All sitting. All concur.

FootNotes


1. As a matter of clarification, Johnson does not, as the prosecutor suggests, state that "you cannot compare differences of standards between civil and criminal cases." To the contrary, Johnson simply holds that, notwithstanding the prohibition against defining reasonable doubt, it is permissible to inform the jury that reasonable doubt is not the same thing as "beyond a shadow of a doubt," and that the proper standard is proof beyond a reasonable doubt. Johnson v. Commonwealth, 184 S.W.3d 544, 550 (Ky. 2005). Moreover, in Rogers v. Commonwealth, 315 S.W.3d 303, 307 (Ky. 2010) we recognized that "concern for a juror's inclination to apply the reasonable doubt standard of proof may" justify inquiry on voir dire about various standards of proof to "ascertain if any prospective juror would be unable to apply the reasonable doubt standard." Id. at 308.

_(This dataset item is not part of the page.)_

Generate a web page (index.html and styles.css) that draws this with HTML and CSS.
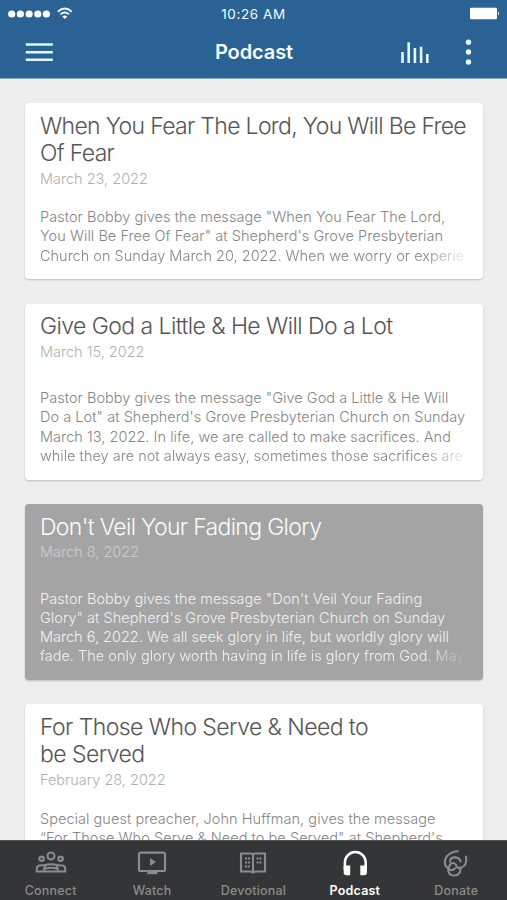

2. In Brewer v. Commonwealth, 206 S.W.3d 343, 351 (Ky. 2006), we accepted the plurality holding of Sanborn regarding hearsay and the verbal acts doctrine, therefore establishing it as a binding precedent. See Chestnut v. Commonwealth, 250 S.W.3d 288, 294 (Ky. 2008); Sanborn was overruled on other grounds in Hudson v. Commonwealth, 202 S.W.3d 17, 22 (Ky. 2006).
3. We do not address the Commonwealth's argument that the trial court abused its discretion when it restricted the prosecutor from communicating with its own witness. The Commonwealth did not present that argument to the trial court, and our disposition of the case does not require us to address that argument.